* Task details:
Restate the data word for word and leave the images out.

* Information supplied:
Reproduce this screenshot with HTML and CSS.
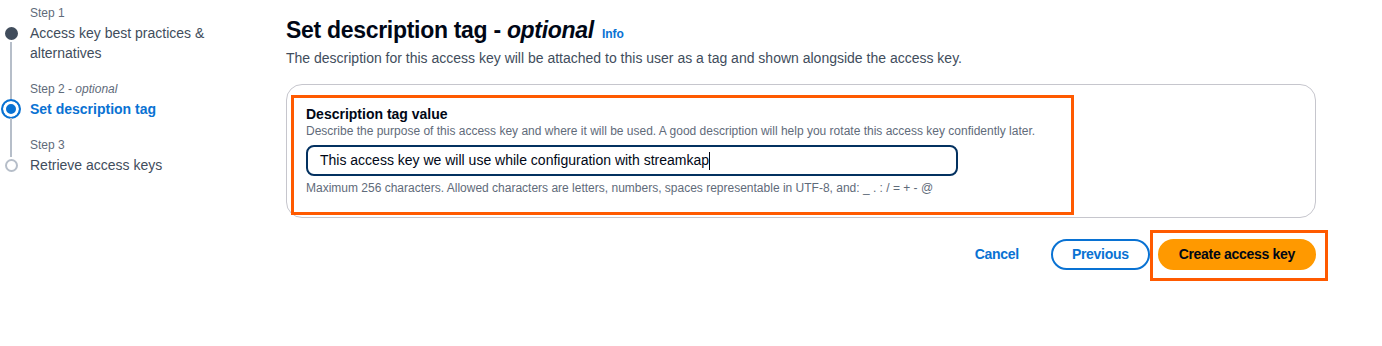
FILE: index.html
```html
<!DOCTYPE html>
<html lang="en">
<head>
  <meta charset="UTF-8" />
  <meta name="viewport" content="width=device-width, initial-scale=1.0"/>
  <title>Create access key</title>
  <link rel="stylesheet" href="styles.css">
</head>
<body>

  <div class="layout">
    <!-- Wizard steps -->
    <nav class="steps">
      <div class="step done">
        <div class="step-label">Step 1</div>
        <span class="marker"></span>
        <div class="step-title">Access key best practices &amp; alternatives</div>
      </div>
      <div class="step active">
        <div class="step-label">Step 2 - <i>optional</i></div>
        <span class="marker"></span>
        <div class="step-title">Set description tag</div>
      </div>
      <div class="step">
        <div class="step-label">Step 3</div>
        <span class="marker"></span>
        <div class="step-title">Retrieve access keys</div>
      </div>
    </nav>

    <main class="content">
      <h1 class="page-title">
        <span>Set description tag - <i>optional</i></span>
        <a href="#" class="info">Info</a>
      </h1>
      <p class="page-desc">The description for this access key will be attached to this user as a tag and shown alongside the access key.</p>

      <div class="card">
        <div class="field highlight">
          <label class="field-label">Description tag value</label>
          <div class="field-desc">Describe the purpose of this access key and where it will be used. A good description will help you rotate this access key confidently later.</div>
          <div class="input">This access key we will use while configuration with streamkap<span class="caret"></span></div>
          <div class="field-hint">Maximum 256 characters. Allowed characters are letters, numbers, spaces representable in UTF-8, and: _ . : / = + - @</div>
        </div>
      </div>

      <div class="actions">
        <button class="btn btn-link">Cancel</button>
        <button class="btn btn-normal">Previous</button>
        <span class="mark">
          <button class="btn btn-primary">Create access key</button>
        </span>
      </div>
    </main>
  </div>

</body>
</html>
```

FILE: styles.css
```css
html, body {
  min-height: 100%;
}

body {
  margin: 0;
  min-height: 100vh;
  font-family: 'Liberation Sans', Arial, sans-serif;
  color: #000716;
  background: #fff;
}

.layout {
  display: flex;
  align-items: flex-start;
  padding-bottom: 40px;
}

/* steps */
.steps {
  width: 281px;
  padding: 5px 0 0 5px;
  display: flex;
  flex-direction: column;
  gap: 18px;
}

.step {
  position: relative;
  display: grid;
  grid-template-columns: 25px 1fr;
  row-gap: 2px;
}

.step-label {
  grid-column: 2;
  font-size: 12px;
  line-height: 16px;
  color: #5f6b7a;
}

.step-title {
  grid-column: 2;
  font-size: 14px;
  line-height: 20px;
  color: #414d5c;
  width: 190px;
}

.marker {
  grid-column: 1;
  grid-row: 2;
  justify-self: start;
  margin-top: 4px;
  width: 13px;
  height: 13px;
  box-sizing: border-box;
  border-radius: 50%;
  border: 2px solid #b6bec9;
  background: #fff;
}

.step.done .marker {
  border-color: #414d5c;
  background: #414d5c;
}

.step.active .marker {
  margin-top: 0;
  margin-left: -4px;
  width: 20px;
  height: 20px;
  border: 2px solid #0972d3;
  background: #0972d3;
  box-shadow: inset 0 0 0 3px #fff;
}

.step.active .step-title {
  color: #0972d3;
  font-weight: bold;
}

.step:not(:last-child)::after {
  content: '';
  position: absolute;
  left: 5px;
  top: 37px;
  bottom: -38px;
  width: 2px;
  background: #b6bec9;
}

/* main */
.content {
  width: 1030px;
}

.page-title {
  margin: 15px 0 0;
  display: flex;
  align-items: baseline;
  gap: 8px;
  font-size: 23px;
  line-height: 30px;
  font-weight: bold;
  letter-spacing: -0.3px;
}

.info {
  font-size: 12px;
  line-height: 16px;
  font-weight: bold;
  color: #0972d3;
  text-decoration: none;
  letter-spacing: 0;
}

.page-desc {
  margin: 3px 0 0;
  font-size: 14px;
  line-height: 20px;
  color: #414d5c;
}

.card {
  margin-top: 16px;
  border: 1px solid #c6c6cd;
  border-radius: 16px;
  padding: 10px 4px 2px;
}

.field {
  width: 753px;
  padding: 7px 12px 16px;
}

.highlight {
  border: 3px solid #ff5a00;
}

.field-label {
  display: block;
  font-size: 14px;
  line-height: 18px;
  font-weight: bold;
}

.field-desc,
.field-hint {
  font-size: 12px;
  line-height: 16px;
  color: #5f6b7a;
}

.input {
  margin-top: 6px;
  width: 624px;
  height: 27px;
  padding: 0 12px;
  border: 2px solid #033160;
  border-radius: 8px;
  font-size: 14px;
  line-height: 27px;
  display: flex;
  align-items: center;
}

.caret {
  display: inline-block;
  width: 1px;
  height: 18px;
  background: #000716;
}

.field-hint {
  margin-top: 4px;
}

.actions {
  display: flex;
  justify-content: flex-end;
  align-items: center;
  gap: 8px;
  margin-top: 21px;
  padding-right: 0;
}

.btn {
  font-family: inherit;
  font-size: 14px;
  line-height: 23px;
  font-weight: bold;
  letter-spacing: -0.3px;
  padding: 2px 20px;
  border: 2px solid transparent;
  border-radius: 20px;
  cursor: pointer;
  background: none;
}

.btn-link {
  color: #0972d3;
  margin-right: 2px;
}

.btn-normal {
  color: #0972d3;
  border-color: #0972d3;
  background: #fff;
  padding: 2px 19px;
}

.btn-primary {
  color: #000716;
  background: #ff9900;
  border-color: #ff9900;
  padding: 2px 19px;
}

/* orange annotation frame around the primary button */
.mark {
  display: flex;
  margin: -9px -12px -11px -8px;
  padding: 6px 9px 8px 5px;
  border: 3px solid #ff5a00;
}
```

* Exercise solution:
Reproduce this screenshot with HTML and CSS.
FILE: index.html
```html
<!DOCTYPE html>
<html lang="en">
<head>
  <meta charset="UTF-8" />
  <meta name="viewport" content="width=device-width, initial-scale=1.0"/>
  <title>Create access key</title>
  <link rel="stylesheet" href="styles.css">
</head>
<body>

  <div class="layout">
    <!-- Wizard steps -->
    <nav class="steps">
      <div class="step done">
        <div class="step-label">Step 1</div>
        <span class="marker"></span>
        <div class="step-title">Access key best practices &amp; alternatives</div>
      </div>
      <div class="step active">
        <div class="step-label">Step 2 - <i>optional</i></div>
        <span class="marker"></span>
        <div class="step-title">Set description tag</div>
      </div>
      <div class="step">
        <div class="step-label">Step 3</div>
        <span class="marker"></span>
        <div class="step-title">Retrieve access keys</div>
      </div>
    </nav>

    <main class="content">
      <h1 class="page-title">
        <span>Set description tag - <i>optional</i></span>
        <a href="#" class="info">Info</a>
      </h1>
      <p class="page-desc">The description for this access key will be attached to this user as a tag and shown alongside the access key.</p>

      <div class="card">
        <div class="field highlight">
          <label class="field-label">Description tag value</label>
          <div class="field-desc">Describe the purpose of this access key and where it will be used. A good description will help you rotate this access key confidently later.</div>
          <div class="input">This access key we will use while configuration with streamkap<span class="caret"></span></div>
          <div class="field-hint">Maximum 256 characters. Allowed characters are letters, numbers, spaces representable in UTF-8, and: _ . : / = + - @</div>
        </div>
      </div>

      <div class="actions">
        <button class="btn btn-link">Cancel</button>
        <button class="btn btn-normal">Previous</button>
        <span class="mark">
          <button class="btn btn-primary">Create access key</button>
        </span>
      </div>
    </main>
  </div>

</body>
</html>
```

FILE: styles.css
```css
html, body {
  min-height: 100%;
}

body {
  margin: 0;
  min-height: 100vh;
  font-family: 'Liberation Sans', Arial, sans-serif;
  color: #000716;
  background: #fff;
}

.layout {
  display: flex;
  align-items: flex-start;
  padding-bottom: 40px;
}

/* steps */
.steps {
  width: 281px;
  padding: 5px 0 0 5px;
  display: flex;
  flex-direction: column;
  gap: 18px;
}

.step {
  position: relative;
  display: grid;
  grid-template-columns: 25px 1fr;
  row-gap: 2px;
}

.step-label {
  grid-column: 2;
  font-size: 12px;
  line-height: 16px;
  color: #5f6b7a;
}

.step-title {
  grid-column: 2;
  font-size: 14px;
  line-height: 20px;
  color: #414d5c;
  width: 190px;
}

.marker {
  grid-column: 1;
  grid-row: 2;
  justify-self: start;
  margin-top: 4px;
  width: 13px;
  height: 13px;
  box-sizing: border-box;
  border-radius: 50%;
  border: 2px solid #b6bec9;
  background: #fff;
}

.step.done .marker {
  border-color: #414d5c;
  background: #414d5c;
}

.step.active .marker {
  margin-top: 0;
  margin-left: -4px;
  width: 20px;
  height: 20px;
  border: 2px solid #0972d3;
  background: #0972d3;
  box-shadow: inset 0 0 0 3px #fff;
}

.step.active .step-title {
  color: #0972d3;
  font-weight: bold;
}

.step:not(:last-child)::after {
  content: '';
  position: absolute;
  left: 5px;
  top: 37px;
  bottom: -38px;
  width: 2px;
  background: #b6bec9;
}

/* main */
.content {
  width: 1030px;
}

.page-title {
  margin: 15px 0 0;
  display: flex;
  align-items: baseline;
  gap: 8px;
  font-size: 23px;
  line-height: 30px;
  font-weight: bold;
  letter-spacing: -0.3px;
}

.info {
  font-size: 12px;
  line-height: 16px;
  font-weight: bold;
  color: #0972d3;
  text-decoration: none;
  letter-spacing: 0;
}

.page-desc {
  margin: 3px 0 0;
  font-size: 14px;
  line-height: 20px;
  color: #414d5c;
}

.card {
  margin-top: 16px;
  border: 1px solid #c6c6cd;
  border-radius: 16px;
  padding: 10px 4px 2px;
}

.field {
  width: 753px;
  padding: 7px 12px 16px;
}

.highlight {
  border: 3px solid #ff5a00;
}

.field-label {
  display: block;
  font-size: 14px;
  line-height: 18px;
  font-weight: bold;
}

.field-desc,
.field-hint {
  font-size: 12px;
  line-height: 16px;
  color: #5f6b7a;
}

.input {
  margin-top: 6px;
  width: 624px;
  height: 27px;
  padding: 0 12px;
  border: 2px solid #033160;
  border-radius: 8px;
  font-size: 14px;
  line-height: 27px;
  display: flex;
  align-items: center;
}

.caret {
  display: inline-block;
  width: 1px;
  height: 18px;
  background: #000716;
}

.field-hint {
  margin-top: 4px;
}

.actions {
  display: flex;
  justify-content: flex-end;
  align-items: center;
  gap: 8px;
  margin-top: 21px;
  padding-right: 0;
}

.btn {
  font-family: inherit;
  font-size: 14px;
  line-height: 23px;
  font-weight: bold;
  letter-spacing: -0.3px;
  padding: 2px 20px;
  border: 2px solid transparent;
  border-radius: 20px;
  cursor: pointer;
  background: none;
}

.btn-link {
  color: #0972d3;
  margin-right: 2px;
}

.btn-normal {
  color: #0972d3;
  border-color: #0972d3;
  background: #fff;
  padding: 2px 19px;
}

.btn-primary {
  color: #000716;
  background: #ff9900;
  border-color: #ff9900;
  padding: 2px 19px;
}

/* orange annotation frame around the primary button */
.mark {
  display: flex;
  margin: -9px -12px -11px -8px;
  padding: 6px 9px 8px 5px;
  border: 3px solid #ff5a00;
}
```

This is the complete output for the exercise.